Exercise task:
Repeat the material below exactly, with no pictures.

[BEGIN Given information]

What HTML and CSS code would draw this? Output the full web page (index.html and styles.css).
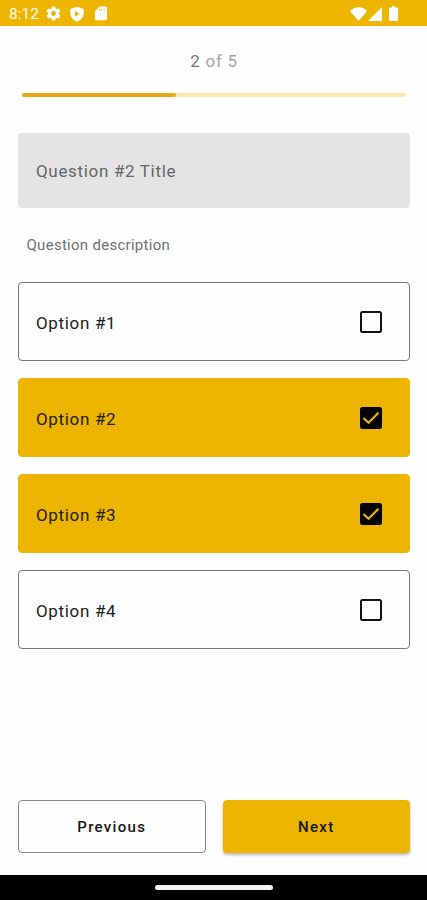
FILE: index.html
```
<!DOCTYPE html>
<html lang="en">
<head>
  <meta charset="UTF-8" />
  <meta name="viewport" content="width=device-width, initial-scale=1.0"/>
  <title>Survey</title>
  <link rel="stylesheet" href="styles.css">
</head>
<body>
  <div class="screen">
    <div class="status-bar">
      <span class="clock">8:12</span>
      <svg class="icon gear" viewBox="0 0 24 24"><path fill-rule="evenodd" d="M19.4 13a7.5 7.5 0 0 0 0-2l2.1-1.65c.2-.15.25-.4.12-.64l-2-3.46c-.12-.22-.38-.3-.6-.22l-2.5 1a7.3 7.3 0 0 0-1.7-1l-.37-2.65A.5.5 0 0 0 14 2h-4a.5.5 0 0 0-.5.42l-.37 2.65a7.7 7.7 0 0 0-1.7 1l-2.5-1a.5.5 0 0 0-.6.22l-2 3.46c-.13.22-.07.49.12.64L4.56 11a7.9 7.9 0 0 0 0 2l-2.1 1.65c-.2.15-.25.42-.12.64l2 3.46c.12.22.38.3.6.22l2.5-1c.52.4 1.08.73 1.7.98l.37 2.65c.04.24.25.42.5.42h4c.25 0 .46-.18.5-.42l.37-2.65a7.7 7.7 0 0 0 1.7-.98l2.5 1c.22.08.48 0 .6-.22l2-3.46a.5.5 0 0 0-.12-.64zM12 15.5a3.5 3.5 0 1 1 0-7 3.5 3.5 0 0 1 0 7z"/></svg>
      <svg class="icon shield" viewBox="0 0 24 24"><path fill-rule="evenodd" d="M12 1 2 4.500V11c0 6 4.500 10.500 10 12.500C17.500 21.500 22 17 22 11V4.500zM9 7.500l7 4.300-7 4.300z"/></svg>
      <svg class="icon card" viewBox="0 0 24 24"><path fill-rule="evenodd" d="M10 1.500h9a2 2 0 0 1 2 2V20a2 2 0 0 1-2 2H5a2 2 0 0 1-2-2V8.500zM9 5v2.500h1.500V5zM12.500 5v2.500H14V5zM16 5v2.500h1.500V5z"/></svg>
      <svg class="icon wifi" viewBox="0 0 17 14"><path d="M8.500 14 0 4c2.200-2.300 5.200-3.700 8.500-3.700S14.800 1.700 17 4z"/></svg>
      <svg class="icon signal" viewBox="0 0 14 14"><path d="M14 0v14H0z"/></svg>
      <svg class="icon battery" viewBox="0 0 9 15"><path d="M3 0h3v1.500h2q1 0 1 1V14q0 1-1 1H1q-1 0-1-1V2.500q0-1 1-1h2z"/></svg>
    </div>

    <div class="survey">
      <div class="counter"><span class="current">2</span> of 5</div>
      <div class="progress"><div class="progress-fill"></div></div>
      <div class="question">Question #2 Title</div>
      <p class="description">Question description</p>

      <div class="options">
        <div class="option">
          <span>Option #1</span>
          <svg class="check" viewBox="0 0 22 22"><rect class="box" x="1" y="1" width="20" height="20" rx="1.5"/></svg>
        </div>
        <div class="option selected">
          <span>Option #2</span>
          <svg class="check" viewBox="0 0 22 22"><rect class="box" x="1" y="1" width="20" height="20" rx="1.5"/><path class="tick" d="M3.500 11 8.500 15.800 18.500 5.800"/></svg>
        </div>
        <div class="option selected">
          <span>Option #3</span>
          <svg class="check" viewBox="0 0 22 22"><rect class="box" x="1" y="1" width="20" height="20" rx="1.5"/><path class="tick" d="M3.500 11 8.500 15.800 18.500 5.800"/></svg>
        </div>
        <div class="option">
          <span>Option #4</span>
          <svg class="check" viewBox="0 0 22 22"><rect class="box" x="1" y="1" width="20" height="20" rx="1.5"/></svg>
        </div>
      </div>

      <div class="actions">
        <button type="button" class="btn">Previous</button>
        <button type="button" class="btn next">Next</button>
      </div>
    </div>

    <div class="nav-bar"><div class="handle"></div></div>
  </div>
</body>
</html>
```
FILE: styles.css
```
* {
  box-sizing: border-box;
}
body {
  margin: 0;
  font-family: Roboto, sans-serif;
  background: #fefefe;
  color: #202020;
}
.screen {
  height: 900px;
  display: flex;
  flex-direction: column;
}
.status-bar {
  height: 26px;
  padding: 1px 29px 0 9px;
  display: flex;
  align-items: center;
  background: #eeb500;
  color: #fff;
}
.clock {
  width: 36px;
  font-size: 15.5px;
}
.icon {
  fill: #fff;
}
.gear {
  width: 17px;
  height: 17px;
}
.shield {
  width: 16px;
  height: 16px;
  margin-left: 7px;
}
.card {
  width: 16px;
  height: 17px;
  margin-left: 8px;
}
.wifi {
  width: 17px;
  height: 14px;
  margin-left: auto;
}
.signal {
  width: 14px;
  height: 14px;
  margin-left: 1px;
}
.battery {
  width: 9px;
  height: 15px;
  margin-left: 7px;
}
.survey {
  flex: 1;
  padding: 24px 17px 22px 18px;
  display: flex;
  flex-direction: column;
}
.counter {
  height: 22px;
  line-height: 22px;
  text-align: center;
  font-size: 17px;
  letter-spacing: 0.7px;
  color: #a5a5a5;
}
.current {
  color: #777;
}
.progress {
  height: 4px;
  margin: 21px 4px 0;
  border-radius: 2px;
  background: #f9e9ae;
}
.progress-fill {
  width: 40%;
  height: 4px;
  border-radius: 2px;
  background: #e5a913;
}
.question {
  height: 75px;
  margin-top: 35.5px;
  padding: 1px 18px 0;
  display: flex;
  align-items: center;
  border-radius: 4px;
  background: #e4e4e4;
  color: #666;
  font-size: 17px;
  letter-spacing: 0.67px;
}
.description {
  height: 20px;
  margin: 27px 8.5px 0;
  line-height: 20px;
  font-size: 15px;
  letter-spacing: 0.28px;
  color: #707070;
}
.options {
  margin-top: 27.5px;
  display: flex;
  flex-direction: column;
  gap: 17px;
}
.option {
  height: 79px;
  padding: 0 27px 0 17px;
  display: flex;
  align-items: center;
  justify-content: space-between;
  border: 1px solid #777;
  border-radius: 4px;
  font-size: 17px;
  letter-spacing: 0.67px;
}
.option span {
  padding-top: 2px;
}
.selected {
  background: #eeb500;
  border-color: #eeb500;
}
.check {
  width: 22px;
  height: 22px;
}
.box {
  fill: none;
  stroke: #111;
  stroke-width: 2;
}
.selected .box {
  fill: #050505;
  stroke: #050505;
}
.tick {
  fill: none;
  stroke: #eeb500;
  stroke-width: 2;
}
.actions {
  margin-top: auto;
  display: flex;
  gap: 17px;
}
.btn {
  flex: 1;
  height: 53px;
  padding: 1px 0 0;
  border: 1px solid #888;
  border-radius: 4px;
  background: #fefefe;
  color: #151515;
  font-family: inherit;
  font-size: 15px;
  font-weight: 500;
  letter-spacing: 1.3px;
}
.next {
  border-color: #eeb500;
  background: #eeb500;
  box-shadow: 0 2px 3px rgba(0,0,0,0.28);
}
.nav-bar {
  height: 25px;
  display: flex;
  align-items: center;
  justify-content: center;
  background: #000;
}
.handle {
  width: 118px;
  height: 5px;
  border-radius: 3px;
  background: #f2f2f2;
}
```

[END Given information]

Correct response:
What HTML and CSS code would draw this? Output the full web page (index.html and styles.css).
FILE: index.html
```
<!DOCTYPE html>
<html lang="en">
<head>
  <meta charset="UTF-8" />
  <meta name="viewport" content="width=device-width, initial-scale=1.0"/>
  <title>Survey</title>
  <link rel="stylesheet" href="styles.css">
</head>
<body>
  <div class="screen">
    <div class="status-bar">
      <span class="clock">8:12</span>
      <svg class="icon gear" viewBox="0 0 24 24"><path fill-rule="evenodd" d="M19.4 13a7.5 7.5 0 0 0 0-2l2.1-1.65c.2-.15.25-.4.12-.64l-2-3.46c-.12-.22-.38-.3-.6-.22l-2.5 1a7.3 7.3 0 0 0-1.7-1l-.37-2.65A.5.5 0 0 0 14 2h-4a.5.5 0 0 0-.5.42l-.37 2.65a7.7 7.7 0 0 0-1.7 1l-2.5-1a.5.5 0 0 0-.6.22l-2 3.46c-.13.22-.07.49.12.64L4.56 11a7.9 7.9 0 0 0 0 2l-2.1 1.65c-.2.15-.25.42-.12.64l2 3.46c.12.22.38.3.6.22l2.5-1c.52.4 1.08.73 1.7.98l.37 2.65c.04.24.25.42.5.42h4c.25 0 .46-.18.5-.42l.37-2.65a7.7 7.7 0 0 0 1.7-.98l2.5 1c.22.08.48 0 .6-.22l2-3.46a.5.5 0 0 0-.12-.64zM12 15.5a3.5 3.5 0 1 1 0-7 3.5 3.5 0 0 1 0 7z"/></svg>
      <svg class="icon shield" viewBox="0 0 24 24"><path fill-rule="evenodd" d="M12 1 2 4.500V11c0 6 4.500 10.500 10 12.500C17.500 21.500 22 17 22 11V4.500zM9 7.500l7 4.300-7 4.300z"/></svg>
      <svg class="icon card" viewBox="0 0 24 24"><path fill-rule="evenodd" d="M10 1.500h9a2 2 0 0 1 2 2V20a2 2 0 0 1-2 2H5a2 2 0 0 1-2-2V8.500zM9 5v2.500h1.500V5zM12.500 5v2.500H14V5zM16 5v2.500h1.500V5z"/></svg>
      <svg class="icon wifi" viewBox="0 0 17 14"><path d="M8.500 14 0 4c2.200-2.300 5.200-3.700 8.500-3.700S14.800 1.700 17 4z"/></svg>
      <svg class="icon signal" viewBox="0 0 14 14"><path d="M14 0v14H0z"/></svg>
      <svg class="icon battery" viewBox="0 0 9 15"><path d="M3 0h3v1.500h2q1 0 1 1V14q0 1-1 1H1q-1 0-1-1V2.500q0-1 1-1h2z"/></svg>
    </div>

    <div class="survey">
      <div class="counter"><span class="current">2</span> of 5</div>
      <div class="progress"><div class="progress-fill"></div></div>
      <div class="question">Question #2 Title</div>
      <p class="description">Question description</p>

      <div class="options">
        <div class="option">
          <span>Option #1</span>
          <svg class="check" viewBox="0 0 22 22"><rect class="box" x="1" y="1" width="20" height="20" rx="1.5"/></svg>
        </div>
        <div class="option selected">
          <span>Option #2</span>
          <svg class="check" viewBox="0 0 22 22"><rect class="box" x="1" y="1" width="20" height="20" rx="1.5"/><path class="tick" d="M3.500 11 8.500 15.800 18.500 5.800"/></svg>
        </div>
        <div class="option selected">
          <span>Option #3</span>
          <svg class="check" viewBox="0 0 22 22"><rect class="box" x="1" y="1" width="20" height="20" rx="1.5"/><path class="tick" d="M3.500 11 8.500 15.800 18.500 5.800"/></svg>
        </div>
        <div class="option">
          <span>Option #4</span>
          <svg class="check" viewBox="0 0 22 22"><rect class="box" x="1" y="1" width="20" height="20" rx="1.5"/></svg>
        </div>
      </div>

      <div class="actions">
        <button type="button" class="btn">Previous</button>
        <button type="button" class="btn next">Next</button>
      </div>
    </div>

    <div class="nav-bar"><div class="handle"></div></div>
  </div>
</body>
</html>
```
FILE: styles.css
```
* {
  box-sizing: border-box;
}
body {
  margin: 0;
  font-family: Roboto, sans-serif;
  background: #fefefe;
  color: #202020;
}
.screen {
  height: 900px;
  display: flex;
  flex-direction: column;
}
.status-bar {
  height: 26px;
  padding: 1px 29px 0 9px;
  display: flex;
  align-items: center;
  background: #eeb500;
  color: #fff;
}
.clock {
  width: 36px;
  font-size: 15.5px;
}
.icon {
  fill: #fff;
}
.gear {
  width: 17px;
  height: 17px;
}
.shield {
  width: 16px;
  height: 16px;
  margin-left: 7px;
}
.card {
  width: 16px;
  height: 17px;
  margin-left: 8px;
}
.wifi {
  width: 17px;
  height: 14px;
  margin-left: auto;
}
.signal {
  width: 14px;
  height: 14px;
  margin-left: 1px;
}
.battery {
  width: 9px;
  height: 15px;
  margin-left: 7px;
}
.survey {
  flex: 1;
  padding: 24px 17px 22px 18px;
  display: flex;
  flex-direction: column;
}
.counter {
  height: 22px;
  line-height: 22px;
  text-align: center;
  font-size: 17px;
  letter-spacing: 0.7px;
  color: #a5a5a5;
}
.current {
  color: #777;
}
.progress {
  height: 4px;
  margin: 21px 4px 0;
  border-radius: 2px;
  background: #f9e9ae;
}
.progress-fill {
  width: 40%;
  height: 4px;
  border-radius: 2px;
  background: #e5a913;
}
.question {
  height: 75px;
  margin-top: 35.5px;
  padding: 1px 18px 0;
  display: flex;
  align-items: center;
  border-radius: 4px;
  background: #e4e4e4;
  color: #666;
  font-size: 17px;
  letter-spacing: 0.67px;
}
.description {
  height: 20px;
  margin: 27px 8.5px 0;
  line-height: 20px;
  font-size: 15px;
  letter-spacing: 0.28px;
  color: #707070;
}
.options {
  margin-top: 27.5px;
  display: flex;
  flex-direction: column;
  gap: 17px;
}
.option {
  height: 79px;
  padding: 0 27px 0 17px;
  display: flex;
  align-items: center;
  justify-content: space-between;
  border: 1px solid #777;
  border-radius: 4px;
  font-size: 17px;
  letter-spacing: 0.67px;
}
.option span {
  padding-top: 2px;
}
.selected {
  background: #eeb500;
  border-color: #eeb500;
}
.check {
  width: 22px;
  height: 22px;
}
.box {
  fill: none;
  stroke: #111;
  stroke-width: 2;
}
.selected .box {
  fill: #050505;
  stroke: #050505;
}
.tick {
  fill: none;
  stroke: #eeb500;
  stroke-width: 2;
}
.actions {
  margin-top: auto;
  display: flex;
  gap: 17px;
}
.btn {
  flex: 1;
  height: 53px;
  padding: 1px 0 0;
  border: 1px solid #888;
  border-radius: 4px;
  background: #fefefe;
  color: #151515;
  font-family: inherit;
  font-size: 15px;
  font-weight: 500;
  letter-spacing: 1.3px;
}
.next {
  border-color: #eeb500;
  background: #eeb500;
  box-shadow: 0 2px 3px rgba(0,0,0,0.28);
}
.nav-bar {
  height: 25px;
  display: flex;
  align-items: center;
  justify-content: center;
  background: #000;
}
.handle {
  width: 118px;
  height: 5px;
  border-radius: 3px;
  background: #f2f2f2;
}
```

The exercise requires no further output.